The main job of these sensors is to provide accurate, real-time data that helps farmers manage and adjust greenhouse conditions effectively. This improves the growing environment, increasing both crop yield and quality.
6.Soil nutrient sensors
Ensure accurate fertilization, prevent nutrient shortages, and reduce pollution from runoff. Some soil nutrient sensors use electrochemical methods to measure nutrient levels.
For example, electrodes in the sensor react with certain ions in the soil like nitrogen, phosphorus, or potassium. The sensor measures the electrical current or voltage, which shows the nutrient level.
This data helps farmers use the right amount of fertilizer, saving money and preventing pollution from too much runoff.
7.pH sensors
Keep the right pH for crops to ensure they get enough nutrients. Soil pH sensors often use a glass electrode that reacts to hydrogen ions in the soil. When placed in soil, the sensor creates a voltage based on how many hydrogen ions are present.
The sensor’s voltage is converted into a pH value. Different crops grow best in different pH levels—for example, blueberries prefer acidic soil (pH 4–5), while broccoli grows well in slightly acidic to neutral soil (pH 6–7). With pH sensors, farmers can adjust soil pH using lime to raise it or sulfur to lower it, matching crop needs.
8.Water quality sensors
Water quality sensors help ensure safe and effective irrigation by measuring factors like pH, dissolved oxygen, turbidity, and harmful chemicals. For example, a pH sensor checks if the irrigation water is in the right pH range for crops. If the water is too acidic or too alkaline, it can limit nutrient absorption or harm plant roots.
Dissolved oxygen sensors are crucial in hydroponics and for crops with delicate roots. Low oxygen levels can cause root rot. Turbidity sensors check water clarity—high turbidity means more suspended particles, which can clog irrigation systems or harm plant growth.

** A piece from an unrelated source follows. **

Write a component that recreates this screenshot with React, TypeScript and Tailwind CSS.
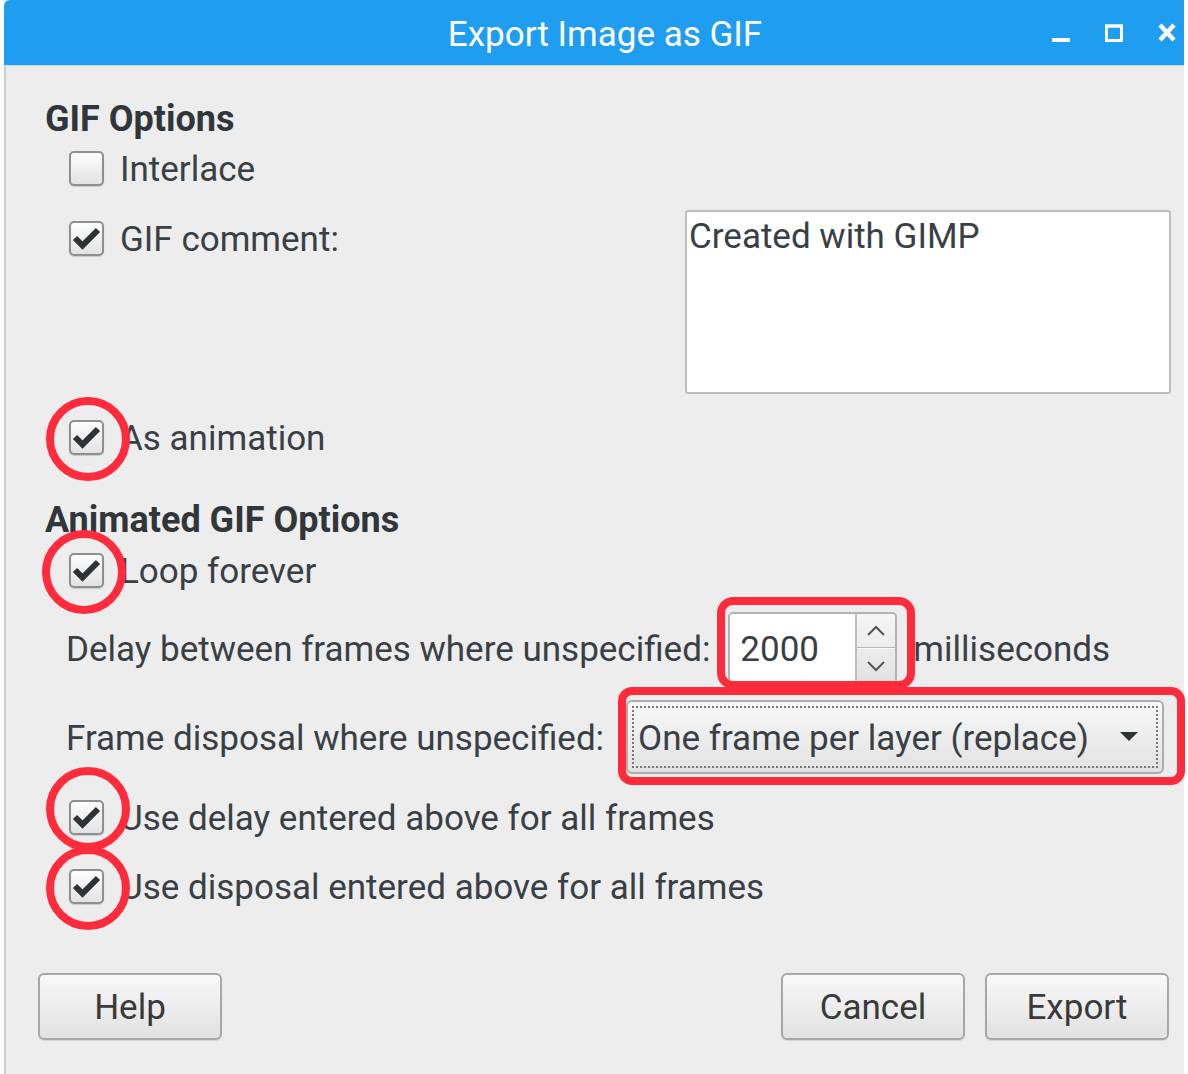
import React from 'react';

const CheckBox = ({ checked }: { checked?: boolean }) => (
  <div className="relative w-[35px] h-[35px] shrink-0 rounded-[5px] border-2 border-[#8f8f8f] bg-linear-to-b from-[#fdfdfd] to-[#e3e3e3] shadow-[0_1px_1px_rgba(0,0,0,0.15)]">
    {checked && (
      <svg viewBox="0 0 35 35" className="absolute -left-[2px] -top-[2px] w-[35px] h-[35px]">
        <path d="M6 17 L13.5 24.5 L29 9" fill="none" stroke="#2e3436" strokeWidth="6" strokeLinejoin="miter" />
      </svg>
    )}
  </div>
);

const CheckRow = ({ label, checked, className = '' }: { label: string; checked?: boolean; className?: string }) => (
  <div className={`flex items-center gap-[16px] h-[40px] ml-[31px] ${className}`}>
    <CheckBox checked={checked} />
    <span className="leading-[40px] pt-[3px]">{label}</span>
  </div>
);

const Button = ({ children }: { children: React.ReactNode }) => (
  <div className="w-[184px] h-[67px] rounded-[6px] border-2 border-[#a7a7a7] bg-linear-to-b from-[#f8f8f8] to-[#e2e2e2] flex items-center justify-center pt-[3px] text-[#3a3a3a] shadow-[0_1px_1px_rgba(0,0,0,0.1)]">
    {children}
  </div>
);

const TitleBar = () => (
  <div className="relative h-[66px] bg-[#1e9df1] rounded-tl-[6px] flex items-center justify-center border-b border-[#bcdcf4]">
    <span className="ml-[22px] mt-[4px] text-white text-[35px] leading-[40px]">Export Image as GIF</span>
    <div className="absolute right-[8px] top-0 h-[66px] flex items-center gap-[35px]">
      <svg width="18" height="20" viewBox="0 0 18 20">
        <rect x="0" y="15" width="18" height="4" fill="#fff" />
      </svg>
      <svg width="18" height="20" viewBox="0 0 18 20">
        <rect x="1.5" y="3" width="15" height="14.5" fill="none" stroke="#fff" strokeWidth="3" />
        <rect x="0" y="1.5" width="18" height="3" fill="#fff" />
      </svg>
      <svg width="18" height="20" viewBox="0 0 18 20">
        <path d="M2 2 L16 17 M16 2 L2 17" stroke="#fff" strokeWidth="4.5" />
      </svg>
    </div>
  </div>
);

export default function App() {
  return (
    <div className="relative w-[1188px] h-[1074px] bg-white font-[Roboto,sans-serif] overflow-hidden">
      <div className="ml-[4px] w-[1180px] h-[1074px] bg-[#ededed] flex flex-col">
        <TitleBar />
        <div className="flex-1 flex flex-col pl-[32px] pr-[13px] border-l-2 border-[#cfcfcf] text-[35px] text-[#394045]">
          <div className="mt-[31px] h-[40px] ml-[7px] pt-[2px] text-[36px] font-bold leading-[40px] text-[#30363a]">GIF Options</div>
          <CheckRow className="mt-[11px]" label="Interlace" />
          <div className="mt-[22px] h-[184px] flex justify-between">
            <CheckRow className="mt-[8px]" label="GIF comment:" checked />
            <div className="w-[486px] h-[184px] bg-white border-2 border-[#bdbdbd] rounded-[3px] px-[2px] leading-[50px]">
              Created with GIMP
            </div>
          </div>
          <CheckRow className="mt-[23px]" label="As animation" checked />
          <div className="mt-[41px] h-[40px] ml-[7px] pt-[2px] text-[36px] font-bold leading-[40px] text-[#30363a]">Animated GIF Options</div>
          <CheckRow className="mt-[12px]" label="Loop forever" checked />
          <div className="mt-[22px] h-[72px] ml-[28px] flex items-center">
            <span className="leading-[40px] pt-[3px]">Delay between frames where unspecified:</span>
            <div className="ml-[18px] w-[169px] h-[72px] flex rounded-[5px] border-2 border-[#b3b3b3] overflow-hidden">
              <div className="flex-1 bg-white flex items-center pl-[10px] pt-[3px] leading-[40px]">2000</div>
              <div className="w-[40px] border-l-2 border-[#bdbdbd] bg-linear-to-b from-[#f6f6f6] to-[#e2e2e2] flex flex-col">
                <div className="flex-1 flex items-center justify-center border-b border-[#b5b5b5]">
                  <svg width="20" height="12" viewBox="0 0 20 12">
                    <path d="M2 10 L10 2 L18 10" fill="none" stroke="#555" strokeWidth="2" />
                  </svg>
                </div>
                <div className="flex-1 flex items-center justify-center border-t border-[#fafafa]">
                  <svg width="20" height="12" viewBox="0 0 20 12">
                    <path d="M2 2 L10 10 L18 2" fill="none" stroke="#555" strokeWidth="2" />
                  </svg>
                </div>
              </div>
            </div>
            <span className="ml-[16px] leading-[40px] pt-[3px]">milliseconds</span>
          </div>
          <div className="mt-[16px] h-[74px] ml-[28px] flex items-center">
            <span className="leading-[40px] pt-[3px]">Frame disposal where unspecified:</span>
            <div className="ml-[22px] w-[538px] h-[74px] rounded-[6px] border-2 border-[#acacac] bg-linear-to-b from-[#f8f8f8] to-[#e2e2e2] p-[4px]">
              <div className="h-full border-2 border-dotted border-[#777] flex items-center justify-between pl-[4px] pr-[18px]">
                <span className="leading-[40px] pt-[3px]">One frame per layer (replace)</span>
                <svg width="18" height="10" viewBox="0 0 18 10">
                  <path d="M0 0 L18 0 L9 9 Z" fill="#2e3436" />
                </svg>
              </div>
            </div>
          </div>
          <CheckRow className="mt-[23px]" label="Use delay entered above for all frames" checked />
          <CheckRow className="mt-[29px]" label="Use disposal entered above for all frames" checked />
          <div className="mt-[67px] h-[67px] flex items-center">
            <Button>Help</Button>
            <div className="ml-auto mr-[2px] flex gap-[20px]">
              <Button>Cancel</Button>
              <Button>Export</Button>
            </div>
          </div>
        </div>
      </div>

      {/* red annotation marks */}
      <div className="absolute left-[46px] top-[397px] w-[84px] h-[84px] rounded-full border-[8px] border-[#fe2b3c]" />
      <div className="absolute left-[42px] top-[530px] w-[84px] h-[84px] rounded-full border-[8px] border-[#fe2b3c]" />
      <div className="absolute left-[46px] top-[767px] w-[84px] h-[84px] rounded-full border-[8px] border-[#fe2b3c]" />
      <div className="absolute left-[46px] top-[846px] w-[84px] h-[84px] rounded-full border-[8px] border-[#fe2b3c]" />
      <div className="absolute left-[717px] top-[597px] w-[198px] h-[92px] rounded-[16px] border-[8px] border-[#fe2b3c]" />
      <div className="absolute left-[618px] top-[687px] w-[567px] h-[98px] rounded-[14px] border-[8px] border-[#fe2b3c]" />
    </div>
  );
}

When implementing greenhouse sensors, several factors should be considered:
1.Select the appropriate sensor:
Various greenhouse sensors serve different purposes and have distinct application ranges. When choosing a sensor, ensure it aligns with your specific needs and the greenhouse setting. Confirm that the sensor can supply the necessary data and is compatible with other equipment or systems in use.
2. Location and method of installation:
The placement of the sensor is crucial for precise data collection. Select an appropriate spot for installation to prevent interference from direct sunlight, strong winds, or other disruptive elements. Additionally, ensure there is sufficient space betwemen the sensor and nearby plants or objects to prevent misconstruction or interference.
3. Calibration and Maintenance:
To maintain the sensor’s accuracy, regular calibration and upkeep are necessary. Perform regular checks and calibrations as the sensor’s guidelines say. This ensures it works well and gives accurate data.
4. Data Interpretation and Decision-Making:
Accurate sensor data is important, but making smart decisions is even more crucial. Acting based on this data is key.
After you collect sensor data, you need to interpret and analyze it carefully. Then, you should make decisions and adjustments based on what you find. This process requires some specialized knowledge and experience. On the other hand, you can use professional greenhouse management software or seek expert advice.
Benefits of using smart sensors in agriculture
Increased Yields: Accurate data from soil, weather, and crop sensors help farmers make better decisions, leading to healthier plants and higher harvests. For example, soil moisture sensors ensure plants get just the right amount of water, avoiding both drought stress and overwatering.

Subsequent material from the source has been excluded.